Single by L.A.B.

from the album L.A.B.
- Released: 31 July 2018
- Genre: contemporary R&B
- Length: 4:35
- Label: Loop Recordings Aot(ear)oa
- Songwriter(s): Brad Kora
- Producer(s): Brad Kora

L.A.B. singles chronology
| "Umulash" (2017) | "Controller" (2018) | "Midnight Summer" (2018) |

Music video
- "Controller" on YouTube

= Controller (song) =

2018 single by L.A.B.

"Controller" is a song by New Zealand band L.A.B., released as a single from their debut album L.A.B. in mid-2018. After the success of the band's song "In the Air" (2019), the song became a hit in New Zealand.

==Composition==

"Controller" was one of the first songs the band L.A.B. wrote, inspired by the story of a woman who falls blindly in love with a controlling man. The song incorporates 1980s-style pop synths and percussion.

==Release==

The song was released as a single in July 2018, alongside the release of the song's music video, directed by Shae Sterling. The song became a hit in 2020 after the release of the band's single "In the Air", becoming the 8th most successful single by a New Zealand artist in 2020.

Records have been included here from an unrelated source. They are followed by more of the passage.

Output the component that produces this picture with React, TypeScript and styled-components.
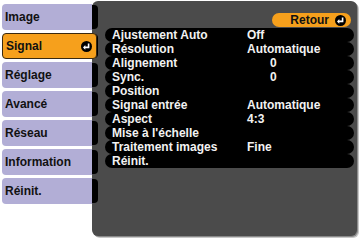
import React from 'react';
import styled, { createGlobalStyle } from 'styled-components';

const Global = createGlobalStyle`
  html, body {
    margin: 0;
    padding: 0;
    background: #ffffff;
  }
  body {
    font-family: "Liberation Sans", Arial, sans-serif;
  }
`;

const Screen = styled.div`
  width: 360px;
  height: 240px;
  display: flex;
  overflow: hidden;
  background: #ffffff;
`;

const Sidebar = styled.nav`
  width: 92px;
  flex: none;
  display: flex;
  flex-direction: column;
  gap: 3px;
  padding-top: 4px;
  box-sizing: border-box;
`;

const MenuItem = styled.div<{ $active?: boolean }>`
  position: relative;
  z-index: ${p => (p.$active ? 2 : 0)};
  height: 26px;
  margin-left: 2px;
  margin-right: ${p => (p.$active ? '-5px' : '0')};
  padding: 0 4px 0 3px;
  display: flex;
  align-items: center;
  justify-content: space-between;
  box-sizing: border-box;
  border-radius: ${p => (p.$active ? '4px' : '4px 0 0 4px')};
  background: ${p => (p.$active ? '#f6a01c' : '#b2aed6')};
  border: ${p => (p.$active ? '1px solid #3a2a10' : 'none')};
  font-size: 12px;
  font-weight: bold;
  color: #111;
`;

const Panel = styled.section`
  flex: 1;
  margin: 1px 3px 0 0;
  height: 235px;
  display: flex;
  border-radius: 6px;
  background: #4b4b4b;
  box-shadow: 1px 1px 0 #8a8a8a, 2px 2px 0 #c8c8c8;
`;

const TabColumn = styled.div`
  width: 6px;
  flex: none;
  display: flex;
  flex-direction: column;
  gap: 5px;
  padding-top: 4px;
`;

const Tab = styled.div`
  height: 24px;
  background: #000;
  border-radius: 0 4px 4px 0;
`;

const Content = styled.div`
  flex: 1;
  display: flex;
  flex-direction: column;
  padding: 12px 3px 0 7px;
`;

const Header = styled.div`
  height: 14px;
  display: flex;
  justify-content: flex-end;
  padding-right: 3px;
`;

const BackButton = styled.div`
  width: 79px;
  height: 14px;
  box-sizing: border-box;
  display: flex;
  align-items: center;
  justify-content: flex-end;
  gap: 6px;
  padding-right: 5px;
  border-radius: 7px;
  background: #f6a01c;
  font-size: 12px;
  font-weight: bold;
  color: #111;
`;

const List = styled.div`
  display: flex;
  flex-direction: column;
  margin-top: 1px;
`;

const Row = styled.div`
  height: 14px;
  display: grid;
  grid-template-columns: 135px 1fr;
  align-items: center;
  padding-left: 7px;
  border-radius: 7px;
  background: #000;
  font-size: 12px;
  font-weight: bold;
  color: #f2f2f2;
  line-height: 14px;
  white-space: nowrap;
`;

const Value = styled.span<{ $indent?: number }>`
  padding-left: ${p => p.$indent ?? 0}px;
`;

function EnterIcon() {
  return (
    <svg width="11" height="11" viewBox="0 0 11 11">
      <circle cx="5.5" cy="5.5" r="5.5" fill="#000" />
      <path d="M7.6 2.4 V6.4 H4" stroke="#fff" strokeWidth="1.6" fill="none" />
      <path d="M4.3 4.1 L2 6.4 L4.3 8.7 Z" fill="#fff" />
    </svg>
  );
}

const menu = ['Image', 'Signal', 'Réglage', 'Avancé', 'Réseau', 'Information', 'Réinit.'];

const rows: { label: string; value?: string; indent?: number }[] = [
  { label: 'Ajustement Auto', value: 'Off' },
  { label: 'Résolution', value: 'Automatique' },
  { label: 'Alignement', value: '0', indent: 23 },
  { label: 'Sync.', value: '0', indent: 23 },
  { label: 'Position' },
  { label: 'Signal entrée', value: 'Automatique' },
  { label: 'Aspect', value: '4:3' },
  { label: "Mise à l'échelle" },
  { label: 'Traitement images', value: 'Fine' },
  { label: 'Réinit.' },
];

export default function App() {
  return (
    <>
      <Global />
      <Screen>
        <Sidebar>
          {menu.map(m => (
            <MenuItem key={m} $active={m === 'Signal'}>
              {m}
              {m === 'Signal' && <EnterIcon />}
            </MenuItem>
          ))}
        </Sidebar>
        <Panel>
          <TabColumn>
            {menu.map(m => (
              <Tab key={m} />
            ))}
          </TabColumn>
          <Content>
            <Header>
              <BackButton>
                Retour
                <EnterIcon />
              </BackButton>
            </Header>
            <List>
              {rows.map(r => (
                <Row key={r.label}>
                  <span>{r.label}</span>
                  <Value $indent={r.indent}>{r.value}</Value>
                </Row>
              ))}
            </List>
          </Content>
        </Panel>
      </Screen>
    </>
  );
}
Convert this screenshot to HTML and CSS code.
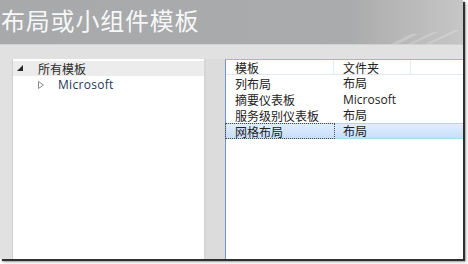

The song was compiled onto the band's 2023 album Introducing L.A.B., originally produced as a sampler for their debut European performances.

==Critical reception==

Dave Tucker of Ambient Light Blog reviewed the song positively, calling it "[the] perfect single piece of team mastery, combin[ing] a sweet soulful sincerity that I like a lot."

==Credits and personnel==

- A. Adams-Tamatea – bass
- B. Kora – arrangement, drums, lyrics, producer, sampling, songwriting
- S. Kora – synth
- J. Shadbolt – vocals

==Charts==

=== Weekly charts ===

| Chart (2021) | Peak position |
|---|---|
| New Zealand (Recorded Music NZ) | 3 |

=== Year-end charts ===

| Chart (2020) | Position |
|---|---|
| New Zealand (Recorded Music NZ) | 20 |
| Chart (2021) | Position |
| New Zealand (Recorded Music NZ) | 9 |
| Chart (2022) | Position |
| New Zealand (Recorded Music NZ) | 25 |

== Certifications ==

Certifications for "Controller"
| Region | Certification | Certified units/sales |
| New Zealand (RMNZ) | 10× Platinum | 300,000^{‡} |
^{‡} Sales+streaming figures based on certification alone.